In turn, Twitter was hit with a class action lawsuit Thursday accusing the company of violating federal and state laws that require at least 60 days of notice before mass layoffs. The plaintiffs ask that Twitter be required to meet the notice minimum and that it be barred from issuing additional separation agreements to staffers targeted in the layoffs without making them aware of the aforementioned laws and the suit. “Plaintiffs are very concerned that Twitter will continue these layoffs without providing the requisite notice,” states the suit, which was filed in the US District Court for the Northern District of California by five current or former employees.

The company’s internal havoc also stands to impact the midterms, as the layoffs have led to less content oversight. “Twitter was probably THE most responsive platform when I covered misinformation in the 2020 presidential election,” Bloomberg reporter Davey Alba tweeted. “Now? Comms has gone dark.… To say I’m worried for next week’s election doesn’t even begin to cover it.” On Friday, NBC tech and extremism reporter Ben Collins echoed the same worries and shared election-related concerns he had heard from current and former Twitter employees. “Using Twitter as a trustworthy source of information on Tuesday is going to be a nightmare,” said Collins, who noted how staffers have warned that Musk has “cut the moderation staff so severely that there’s no way they’re gonna catch up in time to these lies.”

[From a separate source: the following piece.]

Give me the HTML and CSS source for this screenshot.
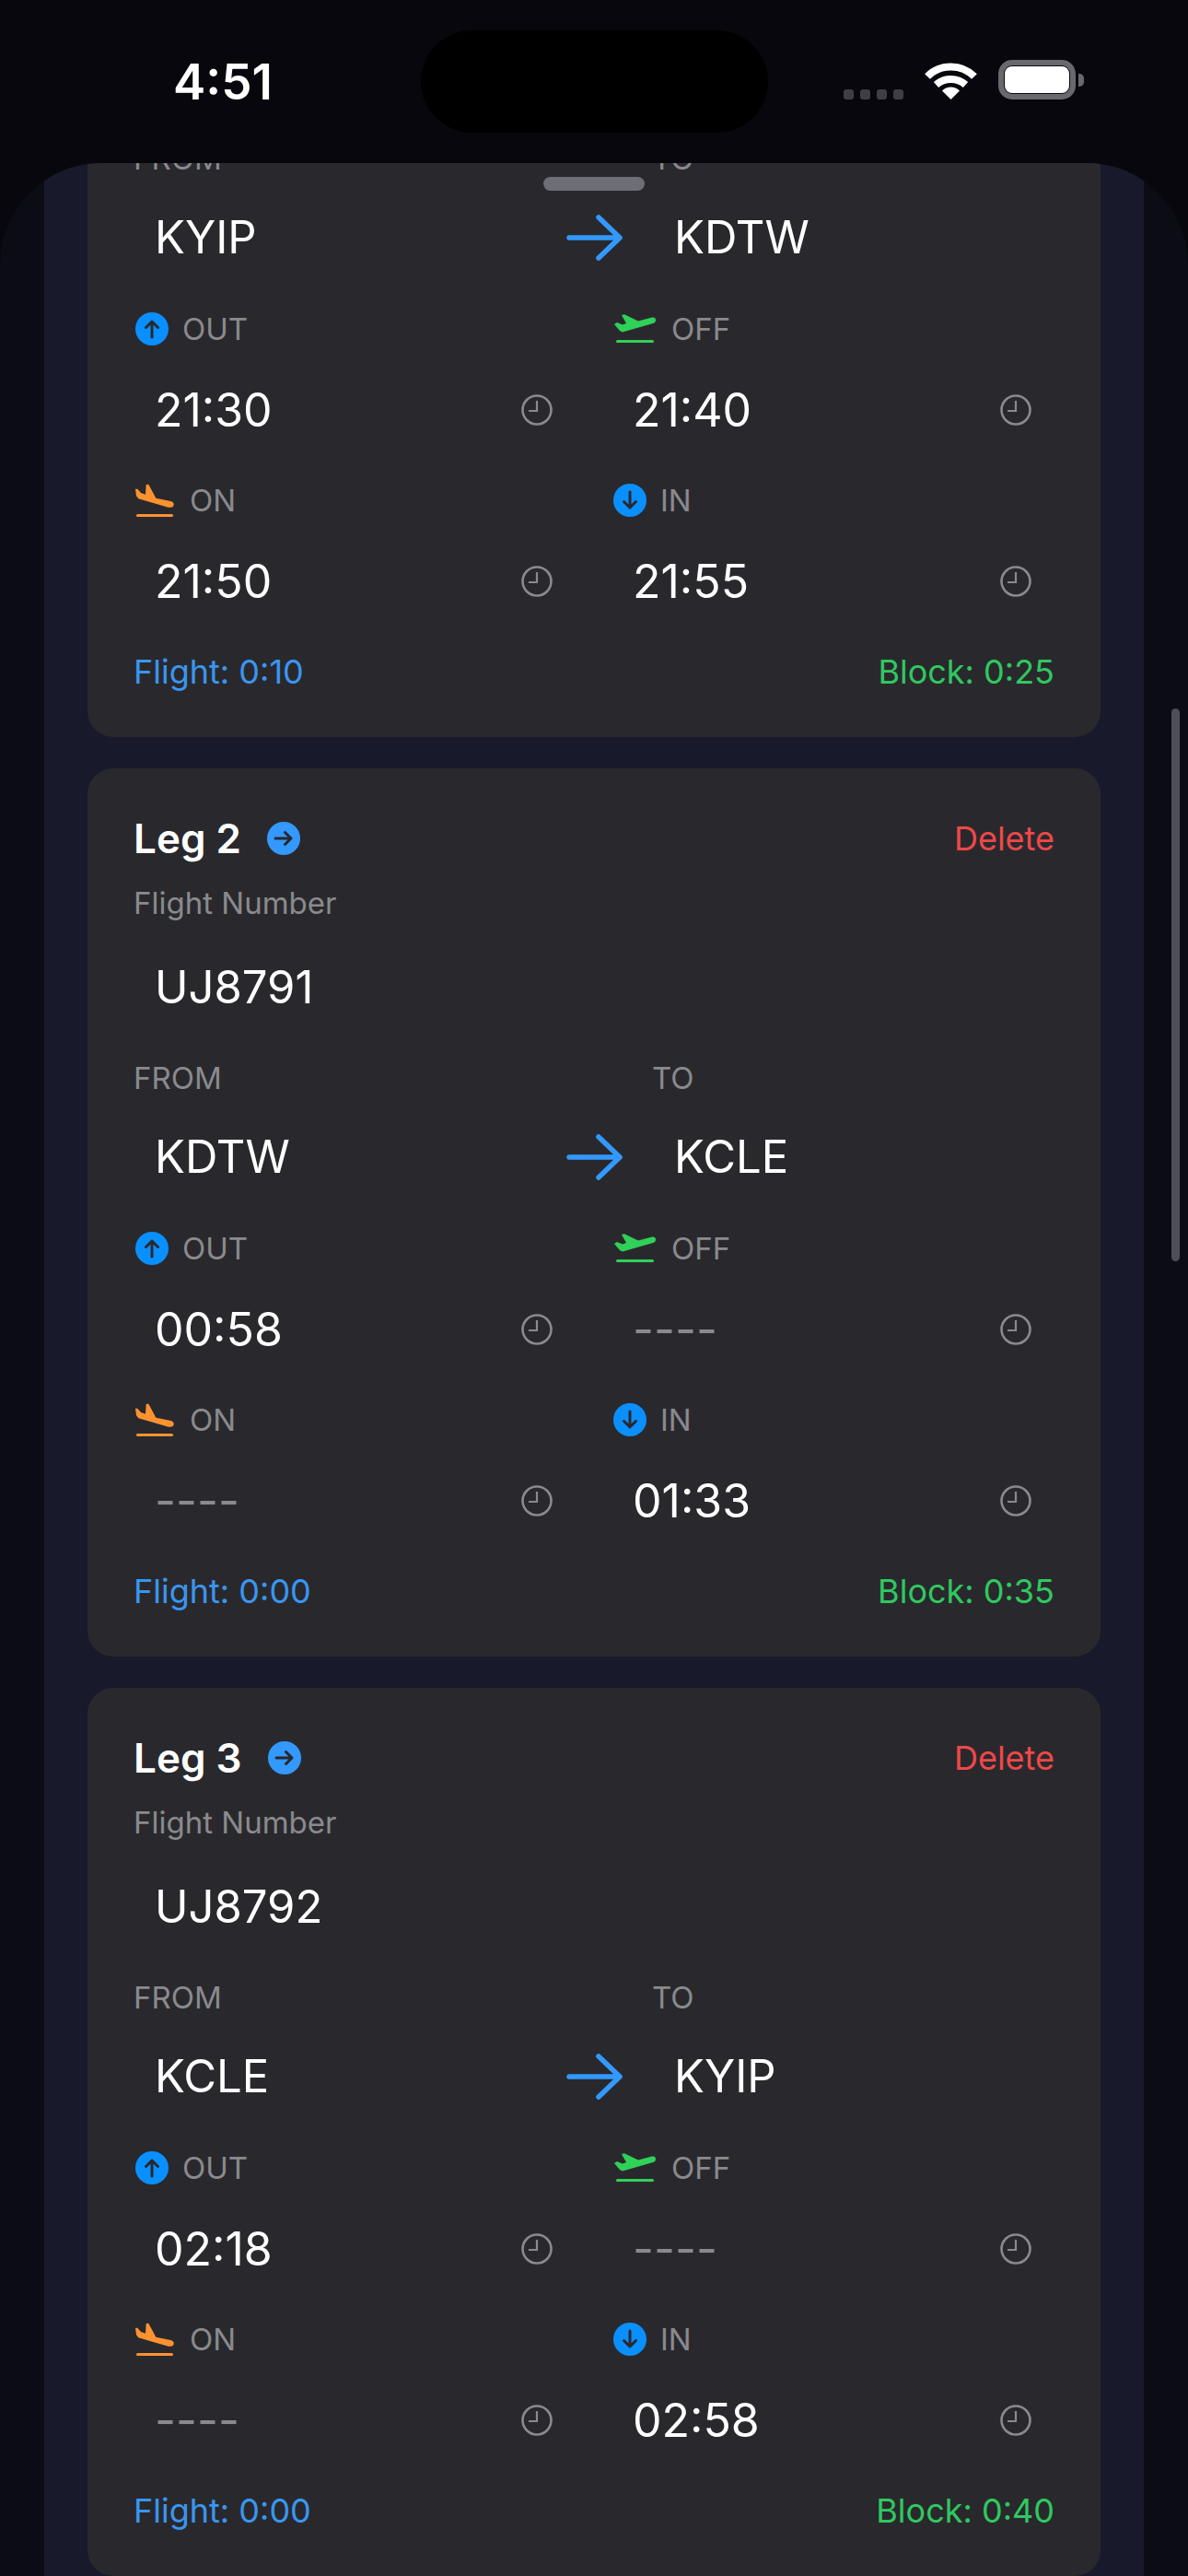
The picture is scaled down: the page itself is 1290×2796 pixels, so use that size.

Musk, for his part, has defended his vision for the platform, spending the past 24 hours sympathizing with aggrieved conservatives on Twitter and painting his critics as anti-free speech. “Twitter has had a massive drop in revenue, due to activist groups pressuring advertisers, even though nothing has changed with content moderation and we did everything we could to appease the activists,” he tweeted Friday. “Extremely messed up! They’re trying to destroy free speech in America.”